Material
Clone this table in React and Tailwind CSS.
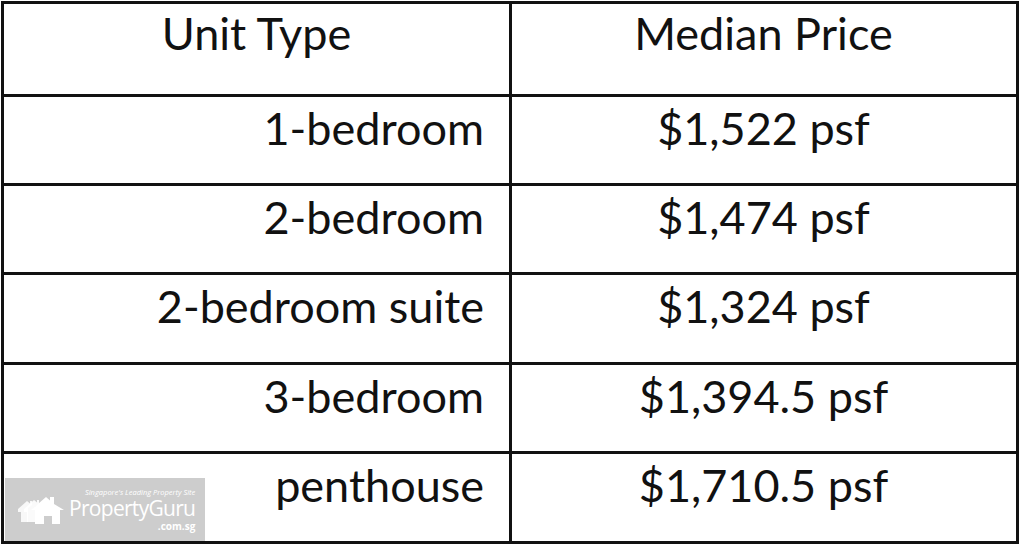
import React from 'react';

const rows = [
  ['1-bedroom', '$1,522 psf', 'h-[89px]'],
  ['2-bedroom', '$1,474 psf', 'h-[89px]'],
  ['2-bedroom suite', '$1,324 psf', 'h-[90px]'],
  ['3-bedroom', '$1,394.5 psf', 'h-[89px]'],
  ['penthouse', '$1,710.5 psf', 'h-[87px]'],
];

const HouseIcon = () => (
  <svg width="48" height="30" viewBox="0 0 48 30" fill="#fff">
    <path d="M1 14 L10 6 L13 8.5 L13 6 L15 6 L15 10 L11 13 L11 27 L4 27 L4 17 L1 17 Z" opacity="0.85" />
    <path d="M7 14 L17 5 L20 7.5 L20 5 L22 5 L22 9 L18 12 L18 27 L10 27 L10 17 L7 17 Z" opacity="0.9" />
    <path d="M14 15 L29 2 L33 5.5 L33 2 L37 2 L37 9 L47 15 L43 15 L43 29 L35 29 L35 21 L27 21 L27 29 L18 29 L18 15 Z" />
  </svg>
);

const App = () => {
  return (
    <div className="w-[1024px] h-[548px] bg-white relative overflow-hidden" style={{ fontFamily: 'Lato, "Open Sans", sans-serif' }}>
      <div className="ml-[1px] mt-[1px] w-[1018px] border-[3px] border-[#111] text-[45px] leading-none text-[#111]">
        <div className="grid grid-cols-[505px_3px_503px] h-[93px] border-b-[3px] border-[#111]">
          <div className="text-center pt-[7px]">Unit Type</div>
          <div className="bg-[#111]" />
          <div className="text-center pt-[7px]">Median Price</div>
        </div>
        {rows.map(([type, price, h], i) => (
          <div
            key={type}
            className={`grid grid-cols-[505px_3px_503px] ${h} ${i < rows.length - 1 ? 'border-b-[3px] border-[#111]' : ''}`}
          >
            <div className="text-right pr-[25px] pt-[9px]">{type}</div>
            <div className="bg-[#111]" />
            <div className="text-center pt-[9px]">{price}</div>
          </div>
        ))}
      </div>

      <div className="absolute left-[5px] top-[478px] w-[200px] h-[63px] bg-[#cdcdcd] flex items-center pl-[12px] text-white" style={{ fontFamily: '"Open Sans", sans-serif' }}>
        <HouseIcon />
        <div className="flex flex-col items-end ml-[4px]">
          <span className="text-[7.5px] leading-[8px] italic mb-[2px] whitespace-nowrap">Singapore's Leading Property Site</span>
          <span className="text-[21px] leading-[21px] tracking-[-0.7px] whitespace-nowrap">PropertyGuru</span>
          <span className="text-[10px] leading-[10px] font-bold mt-[2px]">.com.sg</span>
        </div>
      </div>
      <div className="absolute left-[1px] top-[541px] w-[1018px] h-[3px] bg-[#111]" />
    </div>
  );
};

export default App;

Problem requirements
Only lines belong in the copy: transcribe those from the start of the data through the line that contains "import React from 'react';", and skip the pictures.

Correct response
Clone this table in React and Tailwind CSS.
import React from 'react';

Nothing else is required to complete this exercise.